Paul falleció al instante, mientras que Vassily agonizó durante horas antes de ser declarado muerto por los mismos médicos que lo habían cuidado desde su llegada al instituto, en enero de ese año. Su padre lo había traído a Ámsterdam luego de decidir que la clínica donde el joven había pasado casi una década, ubicada en Jena, en el corazón de Alemania, ya no era un lugar seguro para su hijo después de la llegada de los nazis al poder. Vassily (o, más bien, Wassik, como casi todos lo llamaban) padecía síndrome de Down y había tenido que soportar severas incapacidades físicas y mentales a lo largo de toda su vida; Albert Einstein, quien amaba al padre del joven como si fuese su hermano y era un invitado habitual en la casa de los Ehrenfest en Leiden, se refería al niño como «el diminuto y paciente gateador», porque el dolor en sus articulaciones llegaba a ser tan grande que muchas veces Wassik solo podía desplazarse por el suelo, arrastrando las piernas como si fuese un pequeño cocodrilo. Pero incluso entonces no perdía el buen ánimo, ni su entusiasmo aparentemente ilimitado, y apenas escuchaba la voz de su «tío» favorito tras la puerta, reptaba por las alfombras del pasillo, con sus inútiles extremidades a rastras, para ser el primero en saludarlo. Wassik pasó casi toda su infancia internado en sanatorios y hospitales; sin embargo, era un joven sociable y optimista que a menudo enviaba postales a sus padres en Leiden con pintorescos paisajes alemanes, o cartas escritas en su torpe caligrafía, llenas de relatos sobre las nuevas cosas que había aprendido, o la enfermedad que padecía su mejor amigo, o el enorme esfuerzo que estaba haciendo por ser un buen chico («tal y como ustedes me han enseñado»), o lo enamorado que estaba, no de una, sino de dos de sus compañeras de clase, y también de su maestra, por supuesto, la hermosa señorita Gottlieb, «brillante como un faro y paciente como un ángel», una descripción que conmovía a su padre hasta las lágrimas, porque Paul Ehrenfest era, ante todo, un profesor, un hombre dedicado en cuerpo y alma a la enseñanza, alguien que encontraba el sentido de su vida en la alegre iluminación de los demás, aunque él mismo había sufrido ataques de oscurísima depresión y paralizante melancolía desde que era un niño pequeño.
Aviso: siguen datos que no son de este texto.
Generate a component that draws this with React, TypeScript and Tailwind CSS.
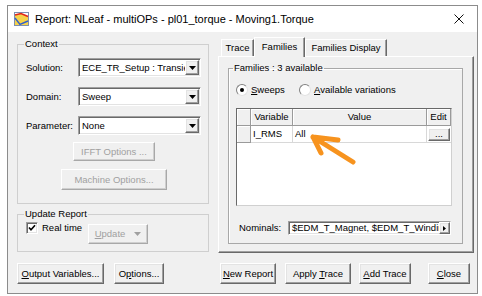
import React from 'react';

const font = "font-['Liberation_Sans',Arial,sans-serif]";

type BoxProps = { className?: string; children?: React.ReactNode; disabled?: boolean };

// classic 3D raised face (buttons, dropdown arrows, header cells)
const Raised = ({ className = '', children, disabled = false }: BoxProps) => (
  <div
    className={`flex items-center justify-center bg-[#f0f0f0] border border-t-white border-l-white whitespace-nowrap ${
      disabled
        ? 'border-r-[#a8a8a8] border-b-[#a8a8a8] shadow-[inset_-1px_-1px_0_#cfcfcf] text-[#a0a0a0]'
        : 'border-r-[#696969] border-b-[#696969] shadow-[inset_-1px_-1px_0_#a0a0a0,inset_1px_1px_0_#e3e3e3]'
    } ${className}`}
  >
    {children}
  </div>
);

const Sunken = ({ className = '', children }: BoxProps) => (
  <div
    className={`bg-white border border-t-[#a0a0a0] border-l-[#a0a0a0] border-r-white border-b-white shadow-[inset_1px_1px_0_#696969,inset_-1px_-1px_0_#e3e3e3] ${className}`}
  >
    {children}
  </div>
);

const DownTri = ({ color = '#000' }: { color?: string }) => (
  <svg width="7" height="4" viewBox="0 0 7 4">
    <polygon points="0,0 7,0 3.5,4" fill={color} />
  </svg>
);

const Combo = ({ value }: { value: string }) => (
  <Sunken className="w-[123px] h-[19px] flex items-center">
    <span className="flex-1 overflow-hidden whitespace-nowrap pl-[3px] leading-[14px]">{value}</span>
    <Raised className="w-[14px] h-[15px] mr-[1px] shrink-0">
      <DownTri />
    </Raised>
  </Sunken>
);

const Radio = ({ checked }: { checked?: boolean }) => (
  <div className="w-[12px] h-[12px] rounded-full bg-white border border-t-[#808080] border-l-[#808080] border-r-[#e3e3e3] border-b-[#e3e3e3] flex items-center justify-center shrink-0">
    {checked && <div className="w-[4px] h-[4px] rounded-full bg-black" />}
  </div>
);

const HeadCell = ({ className = '', children }: BoxProps) => (
  <div className={`h-full flex items-center justify-center bg-[#f0f0f0] border-r border-b border-[#9a9a9a] shadow-[inset_1px_1px_0_white] ${className}`}>
    {children}
  </div>
);

const AppIcon = () => (
  <svg width="15" height="14" viewBox="0 0 15 14">
    <rect x="0.5" y="0.5" width="14" height="13" fill="#fff" stroke="#7d8fb0" />
    <path d="M1 3 L7 1.5 L14 4.5 L14 13 L1 13 Z" fill="#f6d34a" />
    <path d="M1 3 L7 1.5 L14 4.5" stroke="#e0261b" strokeWidth="1.6" fill="none" />
    <path d="M1 6 L6 12.5 L14 9" stroke="#2f5fd0" strokeWidth="1.4" fill="none" />
  </svg>
);

export default function App() {
  return (
    <div className={`relative w-[482px] h-[296px] bg-white pt-[5px] pl-[7px] text-black ${font} text-[9.5px] leading-none`}>
      <div className="w-[471px] h-[289px] border border-[#8c8c8c] flex flex-col">
        {/* Title bar */}
        <div className="h-[26px] bg-white flex items-center pl-[6px] pr-[13px] shrink-0">
          <AppIcon />
          <span className="ml-[6px] text-[11px] flex-1 whitespace-nowrap">
            Report: NLeaf - multiOPs - pl01_torque - Moving1.Torque
          </span>
          <svg width="10" height="10" viewBox="0 0 10 10">
            <path d="M0.5 0.5 L9.5 9.5 M9.5 0.5 L0.5 9.5" stroke="#111" strokeWidth="1" />
          </svg>
        </div>

        <div className="flex-1 bg-[#f0f0f0] flex flex-col">
          <div className="flex h-[221px]">
            {/* Left column */}
            <div className="w-[192px] ml-[9px] flex flex-col">
              <fieldset className="mt-[6px] h-[166px] min-w-0 border border-[#cfcfcf] flex flex-col">
                <legend className="ml-[6px] px-[1px] leading-[12px]">Context</legend>
                <div className="flex items-center h-[19px] mt-[8px] pl-[8px]">
                  <span className="w-[52px]">Solution:</span>
                  <Combo value="ECE_TR_Setup : Transient" />
                </div>
                <div className="flex items-center h-[19px] mt-[10px] pl-[8px]">
                  <span className="w-[52px]">Domain:</span>
                  <Combo value="Sweep" />
                </div>
                <div className="flex items-center h-[19px] mt-[10px] pl-[8px]">
                  <span className="w-[52px]">Parameter:</span>
                  <Combo value="None" />
                </div>
                <Raised disabled className="mt-[7px] ml-[55px] w-[82px] h-[19px]">IFFT Options ...</Raised>
                <Raised disabled className="mt-[8px] ml-[43px] w-[106px] h-[21px]">Machine Options...</Raised>
              </fieldset>

              <fieldset className="mt-[4px] h-[44px] min-w-0 border border-[#cfcfcf] flex flex-col">
                <legend className="ml-[6px] px-[1px] leading-[12px]">Update Report</legend>
                <div className="flex items-start mt-[2px] pl-[8px]">
                  <div className="flex items-center w-[62px] h-[12px]">
                    <Sunken className="w-[12px] h-[12px] flex items-center justify-center shrink-0">
                      <svg width="8" height="8" viewBox="0 0 8 8">
                        <path d="M1 3.5 L3 5.8 L7 1.2" stroke="#000" strokeWidth="1.6" fill="none" />
                      </svg>
                    </Sunken>
                    <span className="ml-[4px] whitespace-nowrap">Real time</span>
                  </div>
                  <Raised disabled className="mt-[2px] w-[60px] h-[20px] gap-[9px]">
                    <span>
                      <u>U</u>pdate
                    </span>
                    <DownTri color="#a0a0a0" />
                  </Raised>
                </div>
              </fieldset>
            </div>

            {/* Right column: tab control */}
            <div className="w-[256px] ml-[9px] flex flex-col">
              <div className="h-[24px] flex items-end pl-[3px] shrink-0">
                <div className="h-[17px] w-[33px] flex items-center justify-center border border-b-0 border-t-white border-l-white border-r-[#696969] shadow-[inset_-1px_0_0_#a0a0a0]">
                  Trace
                </div>
                <div className="relative z-10 -mb-[1px] h-[20px] w-[51px] flex items-start pt-[4px] justify-center bg-[#f0f0f0] border border-b-0 border-t-white border-l-white border-r-[#696969] shadow-[inset_-1px_0_0_#a0a0a0]">
                  Families
                </div>
                <div className="h-[17px] w-[82px] flex items-center justify-center border border-b-0 border-t-white border-l-white border-r-[#696969] shadow-[inset_-1px_0_0_#a0a0a0] whitespace-nowrap">
                  Families Display
                </div>
              </div>

              <div className="h-[197px] border border-t-white border-l-white border-r-[#696969] border-b-[#696969] shadow-[inset_-1px_-1px_0_#a0a0a0] flex flex-col">
                <fieldset className="mt-[5px] ml-[9px] w-[235px] h-[182px] min-w-0 border border-[#a8a8a8] shadow-[inset_1px_1px_0_white] flex flex-col">
                  <legend className="ml-[4px] px-[1px] leading-[12px]">Families : 3 available</legend>

                  <div className="flex items-center h-[12px] mt-[10px] pl-[7px]">
                    <div className="flex items-center w-[63px]">
                      <Radio checked />
                      <span className="ml-[3px]">
                        <u>S</u>weeps
                      </span>
                    </div>
                    <Radio />
                    <span className="ml-[3px] whitespace-nowrap">
                      <u>A</u>vailable variations
                    </span>
                  </div>

                  <div className="ml-[7px] mt-[12px] w-[216px] h-[98px] bg-white border border-t-[#696969] border-l-[#696969] border-r-[#d0d0d0] border-b-[#d0d0d0] flex flex-col">
                    <div className="flex h-[17px]">
                      <HeadCell className="w-[14px]" />
                      <HeadCell className="w-[42px]">Variable</HeadCell>
                      <HeadCell className="w-[134px]">Value</HeadCell>
                      <HeadCell className="w-[24px]">Edit</HeadCell>
                    </div>
                    <div className="flex h-[17px]">
                      <HeadCell className="w-[14px]" />
                      <div className="w-[42px] h-full flex items-center pl-[2px] border-r border-b border-[#d8d8d8]">I_RMS</div>
                      <div className="w-[134px] h-full flex items-center pl-[2px] border-r border-b border-[#d8d8d8]">All</div>
                      <div className="w-[24px] h-full flex items-center justify-center border-b border-[#d8d8d8]">
                        <Raised className="w-[22px] h-[13px]">...</Raised>
                      </div>
                    </div>
                  </div>

                  <div className="flex items-center h-[14px] mt-[15px] pl-[10px]">
                    <span className="w-[49px]">Nominals:</span>
                    <Sunken className="w-[163px] h-[14px] flex items-center">
                      <span className="flex-1 overflow-hidden whitespace-nowrap pl-[3px] leading-[12px]">
                        $EDM_T_Magnet, $EDM_T_Winding
                      </span>
                      <Raised className="w-[11px] h-[12px] shrink-0">
                        <svg width="3" height="5" viewBox="0 0 3 5">
                          <polygon points="0,0 3,2.5 0,5" fill="#000" />
                        </svg>
                      </Raised>
                    </Sunken>
                  </div>
                </fieldset>
              </div>
            </div>
          </div>

          {/* Bottom buttons */}
          <div className="flex mt-[10px] h-[21px]">
            <Raised className="ml-[9px] w-[87px] h-full">
              <span>
                <u>O</u>utput Variables...
              </span>
            </Raised>
            <Raised className="ml-[10px] w-[50px] h-full">
              <span>
                O<u>p</u>tions...
              </span>
            </Raised>
            <Raised className="ml-[56px] w-[56px] h-full">
              <span>
                <u>N</u>ew Report
              </span>
            </Raised>
            <Raised className="ml-[9px] w-[66px] h-full">
              <span>
                Apply <u>T</u>race
              </span>
            </Raised>
            <Raised className="ml-[8px] w-[52px] h-full">
              <span>
                <u>A</u>dd Trace
              </span>
            </Raised>
            <Raised className="ml-[17px] w-[42px] h-full">
              <span>
                <u>C</u>lose
              </span>
            </Raised>
          </div>
        </div>
      </div>

      {/* annotation arrow */}
      <svg className="absolute left-[305px] top-[130px]" width="56" height="40" viewBox="0 0 56 40">
        <path
          d="M48 32 L8 7 M8 7 L33 10 M8 7 L16 23"
          stroke="#f7931e"
          strokeWidth="5"
          strokeLinecap="round"
          strokeLinejoin="round"
          fill="none"
        />
      </svg>
    </div>
  );
}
Al igual que su hijo, Paul había sido una criatura débil y enfermiza. Cuando no sangraba por la nariz, sufría un ataque de tos producto de su asma, o jadeaba, mareado por la falta de aire tras escapar de los matones que lo atormentaban y se reían de él en la escuela –¡Oreja de cerdo, oreja de burro, eso come el perro judío!–, fingía alguna otra dolencia, fiebre quizá, o un resfrío, o un dolor de estómago, solo para poder quedarse en casa con su madre, escondido del mundo, arropado en sus brazos, como si de alguna manera, en el fondo de su corazón, el pequeño Paul, el menor de cinco hermanos, hubiese sabido que ella iba a morir antes de que él cumpliera los diez años. Llegó a pensar que todos los sufrimientos y penurias previos a esa gran tragedia habían sido fruto de su premonición, dolores de una pérdida anticipada sobre la cual no podía hablar, ni consigo mismo ni con los demás, por miedo a que, si lo decía en voz alta, si encontraba el coraje para articular su presentimiento en palabras, la muerte de su mamá, ya inevitable, de alguna forma se adelantaría. Así que se mantuvo en silencio, triste y temeroso, cargando un peso que ningún niño debería tener que soportar, una oscura profecía cuya influencia no terminó jamás, porque se extendió más allá de la agonía de su madre, y más allá del fallecimiento de su padre, seis años después que el de ella, marcando el compás de su vida como el lejano tañido de una campana, hasta el día de su muerte, por su propia mano, a los cincuenta y tres años de edad.